Würde man auf die Fälligkeit der regelmäßig wiederkehrenden Ausgabe innerhalb des Zehn-Tages-Zeitraums verzichten, könnten Umsatzsteuer-Vorauszahlungen für den Voranmeldungszeitraum Dezember, die wegen der beantragten und erteilten Dauerfristverlängerung erst deutlich nach dem Jahreswechsel fällig werden und typischerweise nicht um den Jahreswechsel herum geleistet werden sollen, allein durch eine freiwillige Zahlung vor Fälligkeit innerhalb des Zehn-Tages-Zeitraums dem Vorjahr zugeordnet werden. Es würden bei diesem Normverständnis nicht Zufälligkeiten vermieden, die bei der Zuordnung regelmäßig wiederkehrender Ausgaben auftreten können, sondern dem Normzweck zuwiderlaufende Gestaltungsmöglichkeiten eröffnet, die Ausgabe bewusst dem einen oder dem anderen Veranlagungszeitraum zuordnen zu können.

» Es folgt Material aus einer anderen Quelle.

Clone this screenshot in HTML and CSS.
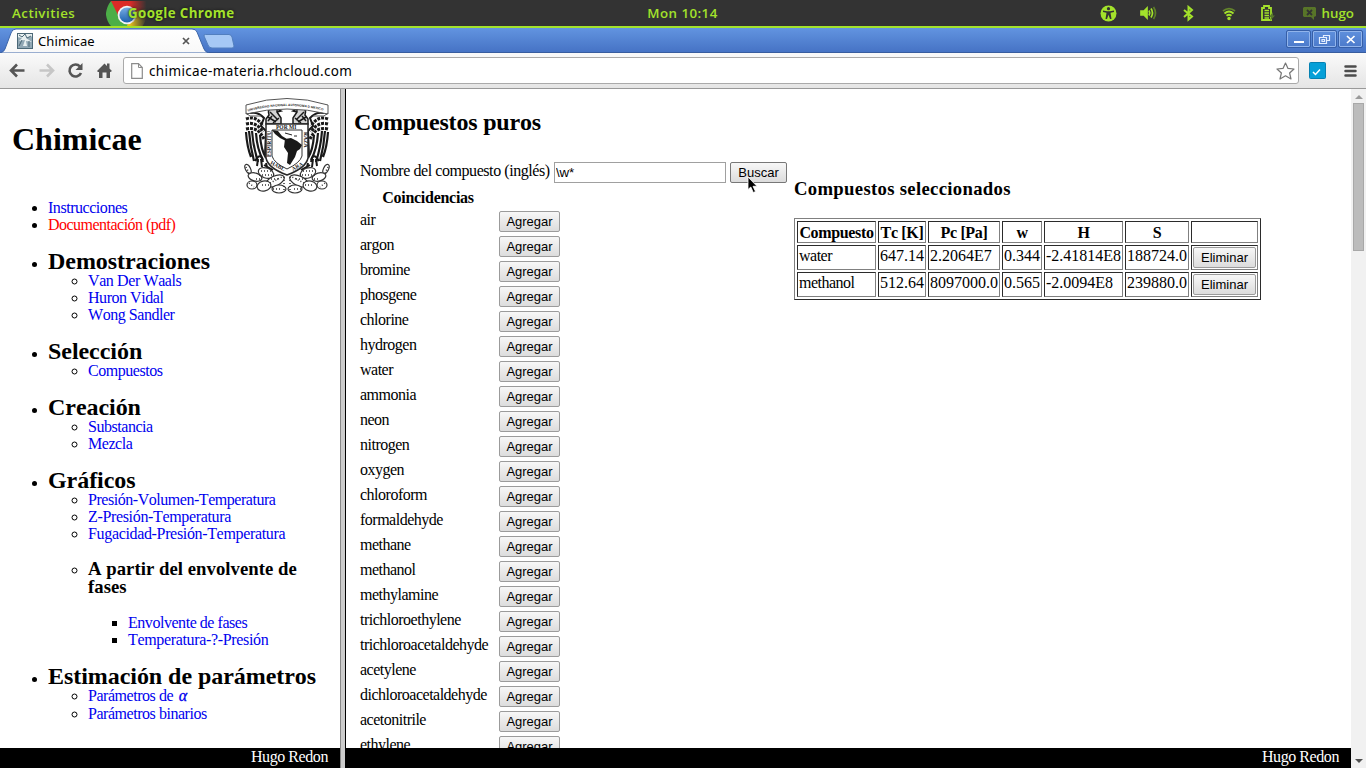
FILE: index.html
```html
<!DOCTYPE html>
<html lang="es">
<head>
<meta charset="utf-8">
<title>Chimicae</title>
<link rel="stylesheet" href="styles.css">
</head>
<body>
<header class="topbar">
  <span class="activities">Activities</span>
  <div class="app">
    <svg class="chrome-logo" width="46" height="25" viewBox="0 0 46 25">
      <defs><linearGradient id="fade"><stop offset="0.52" stop-color="#333" stop-opacity="0"/><stop offset="0.88" stop-color="#333"/></linearGradient>
      <linearGradient id="lens" x2="0" y2="1"><stop offset="0" stop-color="#79aee6"/><stop offset="1" stop-color="#1c60ae"/></linearGradient></defs>
      <circle cx="20.500" cy="13" r="20" fill="#e5c01e"/>
      <path d="M20.500 13 12 19 2 3 10-10H42V7Z" fill="#dc2b27"/>
      <path d="M5 0 14 18 22 22 18 34H0V0Z" fill="#4cae47"/>
      <path d="M0 0H5Q1 5 0 12Z" fill="#333"/><path d="M0 14Q1 21 5 25H0Z" fill="#333"/>
      <circle cx="21" cy="14" r="9.300" fill="#f3f3f3"/><circle cx="21" cy="14" r="7.600" fill="url(#lens)"/>
      <rect width="46" height="25" fill="url(#fade)"/>
    </svg>
    <span class="app-name">Google Chrome</span>
  </div>
  <span class="clock">Mon 10:14</span>
  <div class="tray">
    <svg width="17" height="17" viewBox="0 0 17 17"><circle cx="8.500" cy="8.500" r="8" fill="#a3e22b"/><circle cx="8.500" cy="3.700" r="1.600" fill="#333"/><path d="M3 5.500 7 6.200H10L14 5.500V7L10.500 7.700 11.500 14H10L8.500 9.800 7 14H5.500L6.500 7.700 3 7Z" fill="#333"/></svg>
    <svg width="17" height="16" viewBox="0 0 17 16" fill="none" stroke="#a3e22b" stroke-width="1.700"><path d="M1 6H4L7 3V13L4 10H1Z" fill="#a3e22b"/><path d="M9 5.500Q10.500 8 9 10.500M11 3.500Q14 8 11 12.500"/><path d="M13.500 2Q17.500 8 13.500 14" stroke="#5d7f27"/></svg>
    <svg width="11" height="17" viewBox="0 0 11 17" fill="none" stroke="#a3e22b" stroke-width="2"><path d="M1 5 9 11.500 5.500 14.500V2L9 5 1 12"/></svg>
    <svg width="14" height="15" viewBox="0 0 14 15" fill="none" stroke="#a3e22b" stroke-width="1.800"><path d="M1 5Q7 .2 13 5" stroke="#64852c"/><path d="M2.500 7.500Q7 3.500 11.500 7.500M4.500 9.800Q7 7.800 9.500 9.800"/><circle cx="7" cy="12.500" r="1.700" fill="#a3e22b" stroke="none"/></svg>
    <svg width="14" height="17" viewBox="0 0 14 17"><path d="M1 3H3V1H8V3H10V15H1Z" fill="none" stroke="#a3e22b" stroke-width="1.800"/><path d="M3.500 5.500H8M3.500 8H8M3.500 10.500H8M3.500 13H8" stroke="#a3e22b" stroke-width="1.500"/><path d="M12 7 8 12H10L9 16 14 10.500H12Z" fill="#58772c"/></svg>
    <div class="user"><svg width="15" height="15" viewBox="0 0 15 15"><path d="M2 1H13L14 2V10L12 11V14L9 11H2L1 10V2Z" fill="#587528"/><path d="M5 4 10 9M10 4 5 9" stroke="#333" stroke-width="1.800"/></svg><span>hugo</span></div>
  </div>
</header>

<div class="tabstrip">
  <svg class="tab-shape" width="240" height="25" viewBox="0 0 240 25">
    <defs><linearGradient id="tabfill" x2="0" y2="1"><stop offset="0" stop-color="#fff"/><stop offset="1" stop-color="#f8f8f8"/></linearGradient></defs>
    <path d="M0 25Q4 24 5 21L11 5Q12 1 16 1H192Q196 1 197 4L204 21Q205 24 209 25Z" fill="url(#tabfill)" stroke="#3c65a9"/>
    <path d="M205.500 6.500H229Q231 6.500 232 9L234 18Q234 20 232 20H212Q209 20 208 17L204 8Q203.500 6.500 205.500 6.500Z" fill="#a6c8f5" stroke="#527fbf"/>
  </svg>
  <div class="tab">
    <svg width="16" height="16" viewBox="0 0 16 16"><rect width="16" height="16" fill="#91a8b5"/><path d="M0 1H16V3L9 5 15 9 9 8 10 13H6L8 7 2 8 5 5 0 4Z" fill="#e7eff0"/><path d="M2 2 5 4 8 1 10 5 14 3M5 7 2 13M12 8V14" stroke="#4b6877" fill="none"/><rect x=".5" y=".5" width="15" height="15" fill="none" stroke="#4b6877"/></svg>
    <span class="tab-title">Chimicae</span>
    <svg class="tab-close" width="8" height="8" viewBox="0 0 8 8"><path d="M1 1 7 7M7 1 1 7" stroke="#555" stroke-width="1.700"/></svg>
  </div>
  <div class="window-buttons">
    <span class="wbtn"><svg width="22" height="16"><path d="M6 10H16" stroke="#fff" stroke-width="2"/></svg></span>
    <span class="wbtn"><svg width="22" height="16" fill="none" stroke="#e4efff" stroke-width="1.200"><path d="M9.500 5.500V3.500H15.500V8.500H12.500M5.500 5.500H12.500V11.500H5.500ZM8 7.500H10.500V9.500H8Z"/></svg></span>
    <span class="wbtn"><svg width="22" height="16"><path d="M7 4 14.500 11M14.500 4 7 11" stroke="#fff" stroke-width="1.700"/></svg></span>
  </div>
</div>

<div class="toolbar">
  <svg class="nav" width="112" height="36" viewBox="0 0 112 36" fill="none" stroke="#555" stroke-width="2.600">
    <path d="M24.500 17.500H11.500M17 11.500 11 17.500 17 23.500"/><path d="M39.500 17.500H52.500M47 11.500 53 17.500 47 23.500" stroke="#c6c6c6"/>
    <path d="M80 13.500A6 6 0 1 0 81 20"/><path d="M82.500 10V17H75.500Z" fill="#555" stroke="none"/>
    <path d="M97 18 104.500 10.500 107 13V10.500H109.500V15.500L112 18 110.500 19H110V25H106.500V19.500H102.500V25H99V19H98Z" fill="#555" stroke="none"/>
  </svg>
  <div class="omnibox">
    <svg width="12" height="16" viewBox="0 0 12 16"><path d="M.7.700H7.500L11.300 4.500V15.300H.7Z" fill="#fff" stroke="#8c8c8c" stroke-width="1.200"/><path d="M7.500.700V4.500H11.300" fill="none" stroke="#8c8c8c"/></svg>
    <span class="url">chimicae-materia.rhcloud.com</span>
    <svg class="star" width="19" height="18" viewBox="0 0 19 18"><path d="M9.500 1 12 6.400 18 7 13.600 11 15 17 9.500 13.800 4 17 5.400 11 1 7 7 6.400Z" fill="#fff" stroke="#777" stroke-width="1.200" stroke-linejoin="round"/></svg>
  </div>
  <svg class="ext" width="17" height="17" viewBox="0 0 17 17"><rect x=".5" y=".5" width="16" height="16" rx="1" fill="#06a0d8" stroke="#0581b2"/><path d="M4 10 6.500 12.500 11 7.500" fill="none" stroke="#fff" stroke-width="1.500"/></svg>
  <svg width="13" height="14" viewBox="0 0 13 14"><path d="M1.500 2.500H11.500M1.500 7H11.500M1.500 11.500H11.500" stroke="#4c4c4c" stroke-width="2.500" stroke-linecap="round"/></svg>
</div>

<main class="frames">
  <aside class="side">
    <div class="brand">
      <h1>Chimicae</h1>
      <svg class="crest" width="86" height="98" viewBox="0 0 86 98">
        <defs>
          <path id="motto" d="M4 14.500Q43 3.500 83 14.500"/>
          <g id="wing" fill="none" stroke="#191919">
            <path d="M3 17Q13 13 20 21L17 29 22 34 21 58" stroke-width="2"/>
            <path d="M2 22Q12 18 19 29M2 27Q12 24 19 35M2 32Q14 29 20 42" stroke-width="3" stroke-dasharray="3 1"/>
            <path d="M2 35Q3 50 7 60M5 34Q6 49 10 64M8 34Q9 49 14 65M12 36Q13 52 19 63M16 38Q17 53 22 61" stroke-width="2.200"/>
            <path d="M11 64Q17 54 19 65M14 62 13 69M17 62 18 70M20 68 29 73M18 71 27 77M22 66 25 78" stroke-width="2"/>
            <path d="M25 18Q23 11 29 9 34 9 33 15L37 21V27H22V22Z" fill="#d5d5d5" stroke-width="1.500"/>
            <path d="M33 12 37 14 33 15M24 20 32 25M26 15 34 23M24 24 28 19M29 26 35 21" stroke-width="1.500"/>
          </g>
          <g id="cactus" fill="#fff" stroke="#333" stroke-width="1.200">
            <ellipse cx="4" cy="72" rx="2.500" ry="5" transform="rotate(-25 4 72)"/><ellipse cx="11" cy="80" rx="7" ry="4" transform="rotate(15 11 80)"/><ellipse cx="22" cy="76" rx="8" ry="5" transform="rotate(20 22 76)"/><ellipse cx="31" cy="84" rx="10" ry="5" transform="rotate(-25 31 84)"/><ellipse cx="8" cy="88" rx="5" ry="4"/><ellipse cx="20" cy="89" rx="7" ry="5" transform="rotate(-12 20 89)"/><ellipse cx="35" cy="92" rx="7" ry="4"/>
            <path d="M2 70 5 76M5 86 10 90M17 74H27M15 78H29M12 82H18M18 88H25M26 86 38 80M29 92H38M24 82H34M40 80V94" stroke-width="1.500" stroke-dasharray="1 2"/>
          </g>
        </defs>
        <use href="#wing"/><use href="#wing" transform="matrix(-1 0 0 1 86 0)"/>
        <use href="#cactus"/><use href="#cactus" transform="matrix(-1 0 0 1 86 0)"/>
        <path d="M2 8Q43-5 84 8V17Q43 7 2 17ZM2 16 6 19 17 19M84 16 80 19 69 19" fill="#fff" stroke="#555"/>
        <text class="crest-banner"><textPath href="#motto">UNIVERSIDAD NACIONAL AUTONOMA D MEXICO</textPath></text>
        <path d="M22 27H64V61Q62 71 43 78 24 71 22 61Z" fill="#fff" stroke="#292929" stroke-width="1.500"/>
        <path d="M28 33H58V59Q56 66 43 72 30 66 28 59Z" fill="#fff" stroke="#333"/>
        <path d="M28 33 34 34 38 39 43 42 42 44 36 41 31 37ZM41 42 47 41 53 44 58 48 56 52 53 54 51 60 46 68 43 66 44 56 40 50Z" fill="#191919"/>
        <path d="M41 36 48 38M50 39H53" stroke="#222"/>
        <text class="crest-text" x="32" y="32.300">POR  MI</text>
        <text class="crest-text" transform="translate(59.500 35) rotate(90)">RAZA</text>
        <text class="crest-text" transform="translate(26.500 60) rotate(-90)">ESPIRITU</text>
        <text class="crest-text" transform="translate(26 67) rotate(27)">HABL</text>
        <text class="crest-text" transform="translate(49 74) rotate(-30)">ARA</text>
      </svg>
    </div>
    <ul class="menu">
      <li><a>Instrucciones</a></li>
      <li><a class="red">Documentación (pdf)</a></li>
      <li class="section"><h2>Demostraciones</h2><ul><li><a class="roomy">Van Der Waals</a></li><li><a>Huron Vidal</a></li><li><a>Wong Sandler</a></li></ul></li>
      <li class="section"><h2>Selección</h2><ul><li><a>Compuestos</a></li></ul></li>
      <li class="section"><h2>Creación</h2><ul><li><a>Substancia</a></li><li><a>Mezcla</a></li></ul></li>
      <li class="section"><h2>Gráficos</h2><ul><li><a>Presión-Volumen-Temperatura</a></li><li><a class="wide">Z-Presión-Temperatura</a></li><li><a class="wide">Fugacidad-Presión-Temperatura</a></li>
        <li class="subsection"><h3>A partir del envolvente de fases</h3><ul><li><a>Envolvente de fases</a></li><li><a class="wide">Temperatura-?-Presión</a></li></ul></li></ul></li>
      <li class="section"><h2>Estimación de parámetros</h2><ul><li class="alpha"><a>Parámetros de <i>α</i></a></li><li><a>Parámetros binarios</a></li></ul></li>
    </ul>
    <footer class="foot">Hugo Redon</footer>
  </aside>
  <div class="divider"></div>
  <section class="content">
    <h2 class="page-title">Compuestos puros</h2>
    <div class="columns">
      <div class="search">
        <div class="search-row"><label>Nombre del compuesto (inglés)</label><input type="text" value="\w*"><button class="find">Buscar</button></div>
        <div class="matches-title">Coincidencias</div>
        <div class="match"><span>air</span><button>Agregar</button></div>
        <div class="match"><span>argon</span><button>Agregar</button></div>
        <div class="match"><span>bromine</span><button>Agregar</button></div>
        <div class="match"><span>phosgene</span><button>Agregar</button></div>
        <div class="match"><span>chlorine</span><button>Agregar</button></div>
        <div class="match"><span>hydrogen</span><button>Agregar</button></div>
        <div class="match"><span>water</span><button>Agregar</button></div>
        <div class="match"><span>ammonia</span><button>Agregar</button></div>
        <div class="match"><span>neon</span><button>Agregar</button></div>
        <div class="match"><span>nitrogen</span><button>Agregar</button></div>
        <div class="match"><span>oxygen</span><button>Agregar</button></div>
        <div class="match"><span>chloroform</span><button>Agregar</button></div>
        <div class="match"><span>formaldehyde</span><button>Agregar</button></div>
        <div class="match"><span>methane</span><button>Agregar</button></div>
        <div class="match"><span>methanol</span><button>Agregar</button></div>
        <div class="match"><span>methylamine</span><button>Agregar</button></div>
        <div class="match"><span>trichloroethylene</span><button>Agregar</button></div>
        <div class="match"><span>trichloroacetaldehyde</span><button>Agregar</button></div>
        <div class="match"><span>acetylene</span><button>Agregar</button></div>
        <div class="match"><span>dichloroacetaldehyde</span><button>Agregar</button></div>
        <div class="match"><span>acetonitrile</span><button>Agregar</button></div>
        <div class="match"><span>ethylene</span><button>Agregar</button></div>
      </div>
      <div class="selected">
        <h3>Compuestos seleccionados</h3>
        <table>
          <colgroup><col class="c1"><col class="c2"><col class="c3"><col class="c4"><col class="c5"><col class="c6"><col class="c7"></colgroup>
          <tr><th>Compuesto</th><th>Tc [K]</th><th>Pc [Pa]</th><th>w</th><th>H</th><th>S</th><th></th></tr>
          <tr><td class="name">water</td><td>647.14</td><td>2.2064E7</td><td>0.344</td><td>-2.41814E8</td><td>188724.0</td><td><button>Eliminar</button></td></tr>
          <tr><td class="name">methanol</td><td>512.64</td><td>8097000.0</td><td>0.565</td><td>-2.0094E8</td><td>239880.0</td><td><button>Eliminar</button></td></tr>
        </table>
      </div>
    </div>
    <footer class="foot">Hugo Redon</footer>
  </section>
  <div class="scrollbar"><i class="up"></i><div class="thumb"></div><i class="down"></i></div>
</main>
<svg class="pointer" width="12" height="18" viewBox="0 0 12 18"><path d="M1 1V13.500L3.800 11 6.300 16.500 8.500 15.500 6 10.300H10Z" fill="#000" stroke="#fff" stroke-width=".8"/></svg>
</body>
</html>
```
FILE: styles.css
```css
* { box-sizing: border-box; }
body { margin: 0; width: 1366px; height: 768px; overflow: hidden; display: flex; flex-direction: column; background: #fff; color: #000; font: 16px/17px "Liberation Serif", serif; font-kerning: none; }
svg { display: block; flex: none; }

.topbar { height: 28px; flex: none; display: grid; grid-template-columns: 106px 494px 165px 1fr; align-items: center; background: #333; border-bottom: 2px solid #a3e22b; color: #a3e22b; font: 600 13.300px/26px "Open Sans", sans-serif; }
.activities { padding-left: 12px; letter-spacing: 0.500px; }
.app { display: flex; align-items: center; }
.app-name { margin-left: -24px; font-weight: 700; letter-spacing: 0.400px; text-shadow: 0 0 3px #111; white-space: nowrap; }
.clock { text-align: center; letter-spacing: 0.450px; }
.tray { display: flex; align-items: center; justify-content: flex-end; padding-right: 12px; }
.tray > svg:nth-child(1) { margin-right: 23px; }
.tray > svg:nth-child(2) { margin-right: 26px; }
.tray > svg:nth-child(3) { margin-right: 28px; }
.tray > svg:nth-child(4) { margin-right: 25px; }
.tray > svg:nth-child(5) { margin-right: 27px; }
.user { display: flex; align-items: center; gap: 5px; }

.tabstrip { height: 25px; flex: none; display: grid; grid-template-columns: 240px 1fr; background: linear-gradient(#6294e0, #4673c5); border-bottom: 1px solid #385d9f; font: 13px/22px "Noto Sans", sans-serif; }
.tab-shape { grid-area: 1 / 1; }
.tab { grid-area: 1 / 1; z-index: 1; display: flex; align-items: center; padding: 1px 0 0 17px; height: 25px; }
.tab-title { margin-left: 5px; width: 144px; letter-spacing: 0.100px; }
.window-buttons { grid-area: 1 / 2; display: flex; justify-content: flex-end; gap: 3px; padding: 3px 4px 0 0; }
.wbtn { width: 23px; height: 16px; border: 1px solid #91b4eb; outline: 1px solid #365fa8; border-radius: 1px; }

.toolbar { height: 36px; flex: none; display: flex; align-items: center; background: linear-gradient(#fafafa, #e5e5e5); border-bottom: 1px solid #999; padding-right: 9px; }
.nav { width: 112px; }
.omnibox { margin: 0 10px 0 11px; width: 1176px; height: 27px; display: flex; align-items: center; background: #fff; border: 1px solid #aaa; border-radius: 3px; padding: 0 3px 0 7px; }
.url { flex: 1; margin-left: 6px; font: 13.500px/22px "Noto Sans", sans-serif; letter-spacing: 0.370px; }
.ext { margin-right: 18px; }

.frames { flex: 1; min-height: 0; display: grid; grid-template-columns: 340px 6px 1005px 15px; }
.side, .content { position: relative; overflow: hidden; }
.divider { background: #ccc; border-left: 1px solid #888; border-right: 1px solid #000; }
.brand { display: flex; justify-content: space-between; height: 110px; padding: 8px 10px 0 12px; }
h1 { margin: 24px 0 0; font-size: 32px; line-height: 36px; }
ul { margin: 0; padding-left: 40px; }
.menu { padding-left: 48px; letter-spacing: -0.460px; }
.section > ul { margin-top: -1px; }
a { color: #00e; }
a.red { color: #f00; letter-spacing: -0.520px; }
a.roomy { letter-spacing: -0.400px; }
a.wide { letter-spacing: -0.340px; }
.menu h2 { margin: 17px 0 0; font-size: 24px; line-height: 23px; letter-spacing: -0.050px; white-space: nowrap; }
.subsection h3 { margin: 18px 0 18px; font-size: 18.720px; line-height: 18px; letter-spacing: 0.040px; width: 230px; }
.alpha { height: 18px; }
.alpha i { margin-left: 2px; font-size: 16px; line-height: 16px; -webkit-text-stroke: 0.300px #00e; }
.foot { position: absolute; left: 0; right: 0; bottom: 0; height: 20px; padding: 0 12px 0 0; text-align: right; line-height: 17px; letter-spacing: -0.430px; color: #fff; background: #000; }

.page-title { margin: 20px 0 0 8px; font-size: 24px; line-height: 27px; letter-spacing: -0.200px; }
.columns { display: grid; grid-template-columns: 448px 1fr; height: 600px; }
.search { padding: 26px 0 0 14px; letter-spacing: -0.500px; }
.search-row { display: flex; height: 21px; margin-bottom: 6px; }
.search-row label { width: 194px; white-space: nowrap; letter-spacing: -0.430px; }
input { width: 172px; height: 21px; margin: 0 4px 0 0; padding: 1px 1px; border: 1px solid #a0a0a0; font: 13.300px "Liberation Sans", sans-serif; letter-spacing: -0.200px; }
button { width: 61px; height: 21px; margin: 0; padding: 0 0 1px; border: 1px solid #9b9b9b; border-radius: 2px; background: linear-gradient(#f7f7f7, #dcdcdc); color: #000; font: 13px/17px "Liberation Sans", sans-serif; letter-spacing: 0; text-align: center; }
button.find { width: 57px; border-color: #777; }
.matches-title { width: 136px; height: 22px; line-height: 18px; text-align: center; font-weight: 700; letter-spacing: -0.280px; }
.match { display: flex; height: 25px; }
.match span { width: 139px; }
.selected { padding-top: 42px; }
.selected h3 { margin: 0 0 19px; font-size: 18.720px; line-height: 21px; letter-spacing: 0.310px; }
table { width: 467px; table-layout: fixed; border-collapse: separate; border-spacing: 2px; border: 1px solid; border-color: #808080 #2b2b2b #2b2b2b #808080; line-height: 17px; }
th, td { height: 25px; padding: 1px; border: 1px solid; border-color: #2b2b2b #808080 #808080 #2b2b2b; vertical-align: top; white-space: nowrap; }
th { height: 22px; letter-spacing: -0.350px; vertical-align: middle; }
td.name { letter-spacing: -0.500px; }
td button { width: 63px; }
.c1 { width: 79px; } .c2 { width: 48px; } .c3 { width: 72px; } .c4 { width: 40px; } .c5 { width: 79px; } .c6 { width: 64px; } .c7 { width: 67px; }

.scrollbar { background: #f1f1f1; display: flex; flex-direction: column; align-items: center; padding: 6px 0 5px; }
.scrollbar i { border: 4px solid transparent; }
.scrollbar .up { border-top: 0; border-bottom-color: #9b9b9b; }
.scrollbar .down { border-bottom: 0; border-top-color: #505050; margin-top: auto; }
.thumb { width: 11px; height: 148px; margin-top: 4px; background: #bcbcbc; border: 1px solid #a8a8a8; }
.crest-banner { font: 700 3.200px "Liberation Sans", sans-serif; fill: #222; }
.crest-text { font: 700 5.500px "Liberation Serif", serif; fill: #222; }
.pointer { position: absolute; left: 747px; top: 176px; }
```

c) Die Vorentscheidung entspricht diesen Grundsätzen nicht. Das FG hat die Umsatzsteuer-Vorauszahlung für den Voranmeldungszeitraum Dezember des Streitjahres gemäß § 11 Abs. 2 Satz 2 EStG dem Streitjahr zugeordnet, obwohl diese nicht innerhalb des Zehn-Tages-Zeitraums bis zum 10.01.2016, sondern erst am 10.02.2016 fällig war. Die für den Voranmeldungszeitraum Dezember des Streitjahres am 06.01.2016 geleistete Umsatzsteuer-Vorauszahlung ist nicht im Streitjahr, sondern im Jahr des Abflusses (2016) als Betriebsausgabe zu berücksichtigen. Der Senat hebt das FG-Urteil auf und weist die Klage ab. Der Einkommensteuerbescheid für das Streitjahr vom 19.02.2018 ist rechtmäßig und verletzt die Kläger nicht in ihren Rechten (§ 100 Abs. 1 Satz 1 FGO).

3. Die Kostenentscheidung beruht auf § 135 Abs. 1 FGO.